(Required work) Give the number of lines in the records below that include "index", and nothing more.
::: Source data :::
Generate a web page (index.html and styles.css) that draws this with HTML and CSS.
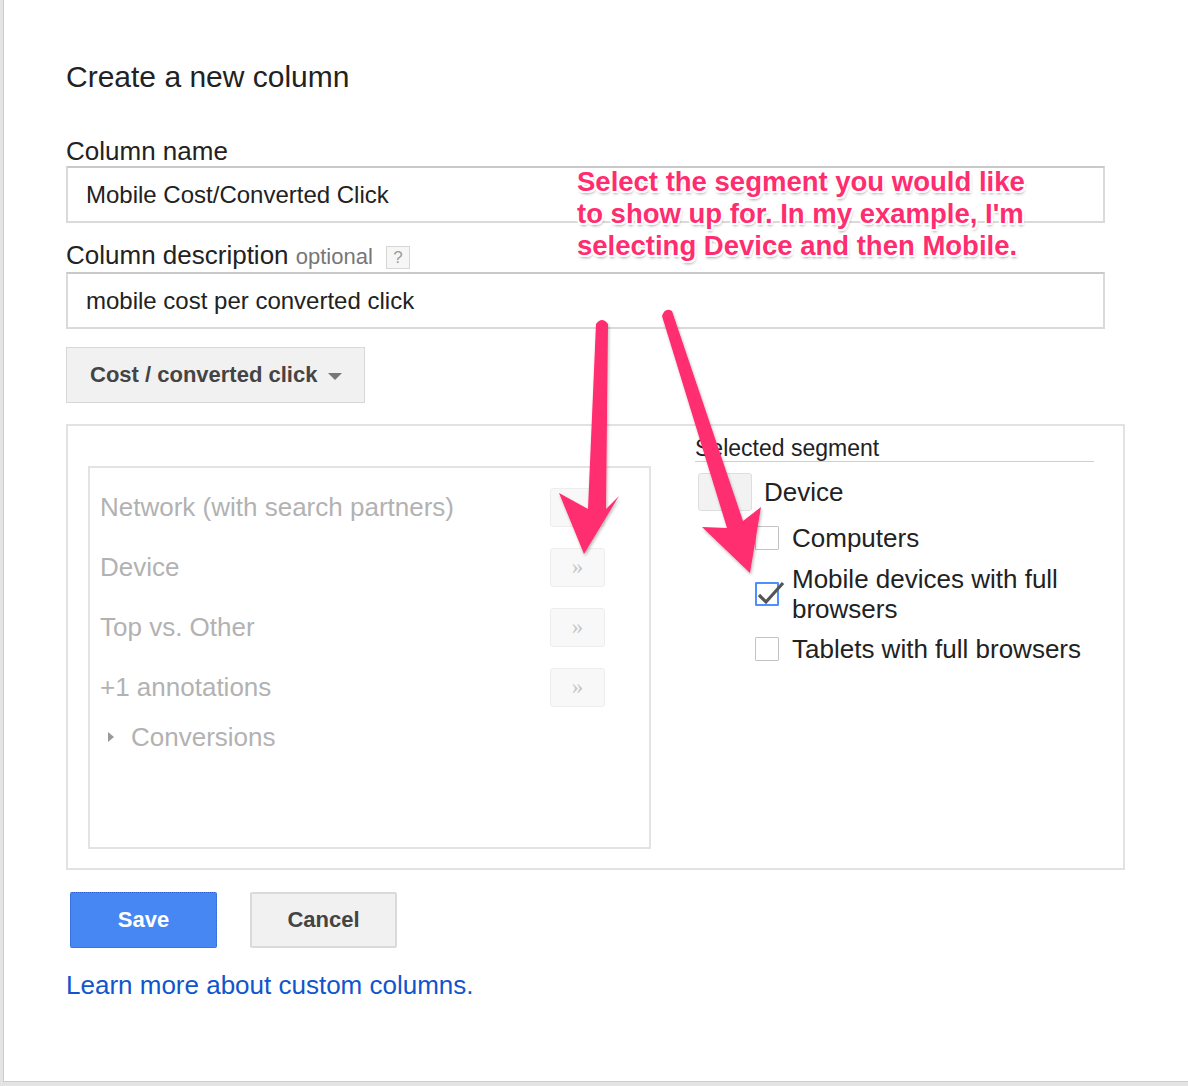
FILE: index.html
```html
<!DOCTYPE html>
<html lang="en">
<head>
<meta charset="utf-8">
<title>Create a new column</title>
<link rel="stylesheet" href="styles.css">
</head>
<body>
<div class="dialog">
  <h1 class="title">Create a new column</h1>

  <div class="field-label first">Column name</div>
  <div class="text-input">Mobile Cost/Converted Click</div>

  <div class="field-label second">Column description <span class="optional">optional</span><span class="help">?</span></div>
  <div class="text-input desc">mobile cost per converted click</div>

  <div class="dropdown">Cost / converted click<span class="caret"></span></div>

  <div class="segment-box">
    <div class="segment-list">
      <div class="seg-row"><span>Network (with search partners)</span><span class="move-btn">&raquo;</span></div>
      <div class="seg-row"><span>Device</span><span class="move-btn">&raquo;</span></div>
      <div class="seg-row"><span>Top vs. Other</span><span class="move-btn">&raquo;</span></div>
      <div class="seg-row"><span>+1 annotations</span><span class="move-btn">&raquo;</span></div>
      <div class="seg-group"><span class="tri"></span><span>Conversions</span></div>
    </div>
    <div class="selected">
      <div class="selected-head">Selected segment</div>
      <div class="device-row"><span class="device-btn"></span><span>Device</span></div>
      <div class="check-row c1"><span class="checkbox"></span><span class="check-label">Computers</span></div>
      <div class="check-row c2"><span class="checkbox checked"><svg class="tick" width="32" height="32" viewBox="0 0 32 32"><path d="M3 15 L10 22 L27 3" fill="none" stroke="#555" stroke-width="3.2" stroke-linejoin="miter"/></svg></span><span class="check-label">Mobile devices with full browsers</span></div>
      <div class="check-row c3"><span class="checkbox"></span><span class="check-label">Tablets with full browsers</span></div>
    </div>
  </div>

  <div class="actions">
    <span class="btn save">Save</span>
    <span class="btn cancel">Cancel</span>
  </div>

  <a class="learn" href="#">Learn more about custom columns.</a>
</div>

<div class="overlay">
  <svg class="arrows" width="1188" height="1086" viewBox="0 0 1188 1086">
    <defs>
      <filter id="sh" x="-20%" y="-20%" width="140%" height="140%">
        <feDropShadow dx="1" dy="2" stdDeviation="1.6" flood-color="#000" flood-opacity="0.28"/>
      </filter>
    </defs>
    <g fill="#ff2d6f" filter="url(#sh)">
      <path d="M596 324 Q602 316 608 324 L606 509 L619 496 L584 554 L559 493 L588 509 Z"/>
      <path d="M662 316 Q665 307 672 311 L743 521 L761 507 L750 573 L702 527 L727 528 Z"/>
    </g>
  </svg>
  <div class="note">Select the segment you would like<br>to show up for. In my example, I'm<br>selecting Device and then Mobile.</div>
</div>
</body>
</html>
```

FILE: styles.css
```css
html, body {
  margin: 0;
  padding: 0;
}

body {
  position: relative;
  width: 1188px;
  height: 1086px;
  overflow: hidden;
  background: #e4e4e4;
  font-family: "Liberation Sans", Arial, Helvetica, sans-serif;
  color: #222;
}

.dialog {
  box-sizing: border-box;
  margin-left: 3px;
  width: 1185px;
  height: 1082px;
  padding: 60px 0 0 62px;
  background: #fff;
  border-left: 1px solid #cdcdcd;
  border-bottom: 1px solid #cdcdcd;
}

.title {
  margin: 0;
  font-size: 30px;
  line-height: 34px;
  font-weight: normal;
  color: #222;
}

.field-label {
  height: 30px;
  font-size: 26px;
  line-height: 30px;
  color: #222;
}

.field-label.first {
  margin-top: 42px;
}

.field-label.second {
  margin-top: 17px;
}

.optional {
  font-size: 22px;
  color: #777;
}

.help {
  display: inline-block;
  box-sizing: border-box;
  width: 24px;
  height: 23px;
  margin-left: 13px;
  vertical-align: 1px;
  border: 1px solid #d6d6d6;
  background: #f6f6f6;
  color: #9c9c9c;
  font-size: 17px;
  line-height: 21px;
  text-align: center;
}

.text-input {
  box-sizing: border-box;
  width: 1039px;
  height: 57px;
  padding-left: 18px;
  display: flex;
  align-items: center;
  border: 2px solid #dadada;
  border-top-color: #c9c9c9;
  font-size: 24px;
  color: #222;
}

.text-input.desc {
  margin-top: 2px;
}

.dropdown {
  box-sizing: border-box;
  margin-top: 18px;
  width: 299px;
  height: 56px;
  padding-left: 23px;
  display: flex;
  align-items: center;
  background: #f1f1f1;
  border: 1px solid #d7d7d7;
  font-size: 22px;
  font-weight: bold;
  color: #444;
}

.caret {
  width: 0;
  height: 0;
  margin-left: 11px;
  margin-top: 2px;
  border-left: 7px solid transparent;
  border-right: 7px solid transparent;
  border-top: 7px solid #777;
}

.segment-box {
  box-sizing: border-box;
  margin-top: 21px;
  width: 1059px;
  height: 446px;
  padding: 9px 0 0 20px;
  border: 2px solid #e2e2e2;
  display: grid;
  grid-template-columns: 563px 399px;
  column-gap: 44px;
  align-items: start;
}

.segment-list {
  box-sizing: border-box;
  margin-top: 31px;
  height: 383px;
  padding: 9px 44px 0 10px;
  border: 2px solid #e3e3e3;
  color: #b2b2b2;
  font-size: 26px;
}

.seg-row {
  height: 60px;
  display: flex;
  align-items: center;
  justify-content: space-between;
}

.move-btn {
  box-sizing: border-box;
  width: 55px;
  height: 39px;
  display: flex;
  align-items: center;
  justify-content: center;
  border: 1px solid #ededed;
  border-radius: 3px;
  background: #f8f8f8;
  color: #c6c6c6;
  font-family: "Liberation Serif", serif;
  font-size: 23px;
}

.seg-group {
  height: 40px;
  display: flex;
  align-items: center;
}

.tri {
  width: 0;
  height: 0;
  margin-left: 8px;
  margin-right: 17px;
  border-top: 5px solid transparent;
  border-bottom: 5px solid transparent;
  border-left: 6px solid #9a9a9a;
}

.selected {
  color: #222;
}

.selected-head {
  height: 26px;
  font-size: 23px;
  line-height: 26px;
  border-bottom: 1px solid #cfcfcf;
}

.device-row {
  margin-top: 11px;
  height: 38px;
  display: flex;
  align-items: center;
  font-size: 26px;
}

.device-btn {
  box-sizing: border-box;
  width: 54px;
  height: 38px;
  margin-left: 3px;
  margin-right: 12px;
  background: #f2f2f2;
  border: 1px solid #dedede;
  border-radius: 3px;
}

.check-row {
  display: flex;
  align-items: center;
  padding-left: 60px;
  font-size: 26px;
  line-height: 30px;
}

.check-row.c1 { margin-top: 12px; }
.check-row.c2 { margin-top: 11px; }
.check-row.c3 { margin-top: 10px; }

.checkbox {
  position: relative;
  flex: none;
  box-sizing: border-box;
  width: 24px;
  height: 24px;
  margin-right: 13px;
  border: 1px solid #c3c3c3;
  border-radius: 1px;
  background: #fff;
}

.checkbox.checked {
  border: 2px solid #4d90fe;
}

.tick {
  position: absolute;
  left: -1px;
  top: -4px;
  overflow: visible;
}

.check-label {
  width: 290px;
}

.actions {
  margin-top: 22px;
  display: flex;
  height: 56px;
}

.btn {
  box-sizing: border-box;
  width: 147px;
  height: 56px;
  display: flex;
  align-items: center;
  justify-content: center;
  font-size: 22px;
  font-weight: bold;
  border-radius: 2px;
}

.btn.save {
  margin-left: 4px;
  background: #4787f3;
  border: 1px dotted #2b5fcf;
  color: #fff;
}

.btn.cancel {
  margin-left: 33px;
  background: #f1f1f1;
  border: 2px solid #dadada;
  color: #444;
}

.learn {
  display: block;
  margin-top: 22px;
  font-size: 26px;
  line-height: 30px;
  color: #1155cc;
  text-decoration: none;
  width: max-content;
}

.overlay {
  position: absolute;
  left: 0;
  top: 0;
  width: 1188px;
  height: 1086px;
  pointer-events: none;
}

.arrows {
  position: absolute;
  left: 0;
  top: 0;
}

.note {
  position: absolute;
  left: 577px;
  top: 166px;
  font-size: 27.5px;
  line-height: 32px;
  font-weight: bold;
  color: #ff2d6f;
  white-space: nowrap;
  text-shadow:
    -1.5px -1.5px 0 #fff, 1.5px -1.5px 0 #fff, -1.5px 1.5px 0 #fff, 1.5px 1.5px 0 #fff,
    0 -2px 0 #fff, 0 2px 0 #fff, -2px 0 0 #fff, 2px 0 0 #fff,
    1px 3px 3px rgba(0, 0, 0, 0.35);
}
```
:::
::: Source data :::
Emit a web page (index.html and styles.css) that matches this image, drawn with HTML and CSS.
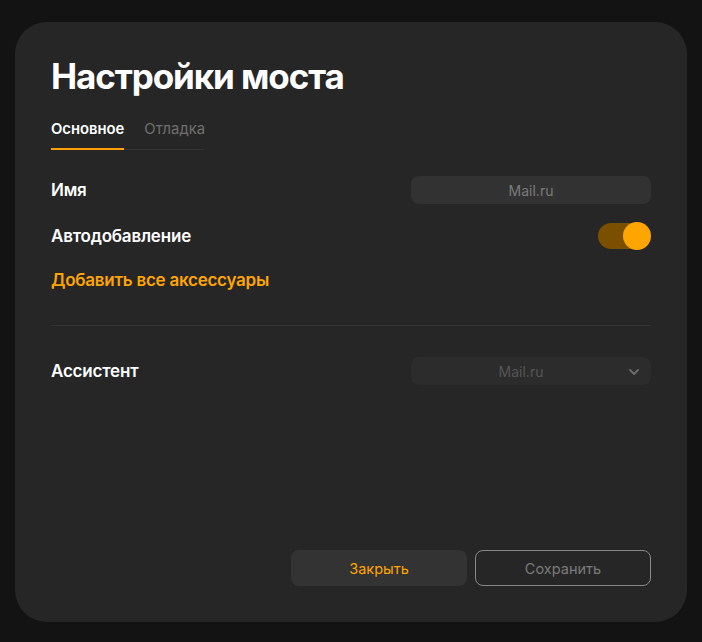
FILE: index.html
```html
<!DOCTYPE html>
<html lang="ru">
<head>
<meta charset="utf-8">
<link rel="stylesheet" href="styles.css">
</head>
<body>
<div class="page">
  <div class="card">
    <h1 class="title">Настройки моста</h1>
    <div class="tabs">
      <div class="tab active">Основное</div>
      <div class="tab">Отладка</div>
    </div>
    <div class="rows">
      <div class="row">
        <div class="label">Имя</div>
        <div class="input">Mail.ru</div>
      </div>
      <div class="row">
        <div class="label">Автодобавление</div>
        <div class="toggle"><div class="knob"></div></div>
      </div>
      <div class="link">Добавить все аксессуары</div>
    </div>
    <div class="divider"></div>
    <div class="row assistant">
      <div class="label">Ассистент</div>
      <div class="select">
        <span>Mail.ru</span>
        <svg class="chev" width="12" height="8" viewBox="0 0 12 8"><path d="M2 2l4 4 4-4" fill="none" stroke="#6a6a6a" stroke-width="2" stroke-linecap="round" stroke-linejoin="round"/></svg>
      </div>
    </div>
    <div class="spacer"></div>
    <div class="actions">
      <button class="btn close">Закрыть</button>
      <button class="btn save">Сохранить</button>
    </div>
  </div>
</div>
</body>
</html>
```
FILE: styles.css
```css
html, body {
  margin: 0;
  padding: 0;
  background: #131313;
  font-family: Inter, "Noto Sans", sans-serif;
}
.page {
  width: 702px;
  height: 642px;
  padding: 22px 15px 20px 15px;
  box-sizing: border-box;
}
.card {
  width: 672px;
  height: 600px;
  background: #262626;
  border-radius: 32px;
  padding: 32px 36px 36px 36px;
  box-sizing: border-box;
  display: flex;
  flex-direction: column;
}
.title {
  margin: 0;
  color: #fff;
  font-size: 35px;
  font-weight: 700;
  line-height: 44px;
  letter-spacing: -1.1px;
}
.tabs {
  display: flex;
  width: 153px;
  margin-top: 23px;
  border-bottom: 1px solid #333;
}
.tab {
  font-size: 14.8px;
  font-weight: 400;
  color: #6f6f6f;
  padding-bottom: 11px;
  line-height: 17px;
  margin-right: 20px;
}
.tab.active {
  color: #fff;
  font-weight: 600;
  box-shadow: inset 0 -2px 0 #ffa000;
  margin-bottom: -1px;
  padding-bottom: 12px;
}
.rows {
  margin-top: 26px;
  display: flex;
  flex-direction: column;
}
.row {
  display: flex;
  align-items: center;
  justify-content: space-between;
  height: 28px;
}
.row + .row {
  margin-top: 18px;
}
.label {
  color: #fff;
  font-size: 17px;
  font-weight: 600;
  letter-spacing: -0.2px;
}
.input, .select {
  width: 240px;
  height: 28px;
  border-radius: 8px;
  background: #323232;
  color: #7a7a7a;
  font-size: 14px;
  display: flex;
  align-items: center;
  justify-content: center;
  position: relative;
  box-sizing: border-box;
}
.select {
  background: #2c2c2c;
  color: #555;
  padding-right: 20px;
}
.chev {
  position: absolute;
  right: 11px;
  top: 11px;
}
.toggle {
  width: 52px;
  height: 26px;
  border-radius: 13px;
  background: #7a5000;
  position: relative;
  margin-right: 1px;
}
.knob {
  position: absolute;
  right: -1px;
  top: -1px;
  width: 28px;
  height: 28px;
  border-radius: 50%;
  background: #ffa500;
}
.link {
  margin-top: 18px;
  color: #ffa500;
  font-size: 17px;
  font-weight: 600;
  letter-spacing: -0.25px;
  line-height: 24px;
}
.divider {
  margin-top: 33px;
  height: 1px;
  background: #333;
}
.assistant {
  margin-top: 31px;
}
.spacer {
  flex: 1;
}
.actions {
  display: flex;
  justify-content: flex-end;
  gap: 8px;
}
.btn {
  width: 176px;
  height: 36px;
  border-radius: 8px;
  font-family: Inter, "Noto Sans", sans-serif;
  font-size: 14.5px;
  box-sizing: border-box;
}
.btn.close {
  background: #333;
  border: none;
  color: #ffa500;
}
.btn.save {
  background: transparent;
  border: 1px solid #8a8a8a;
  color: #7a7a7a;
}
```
:::
(Output) 4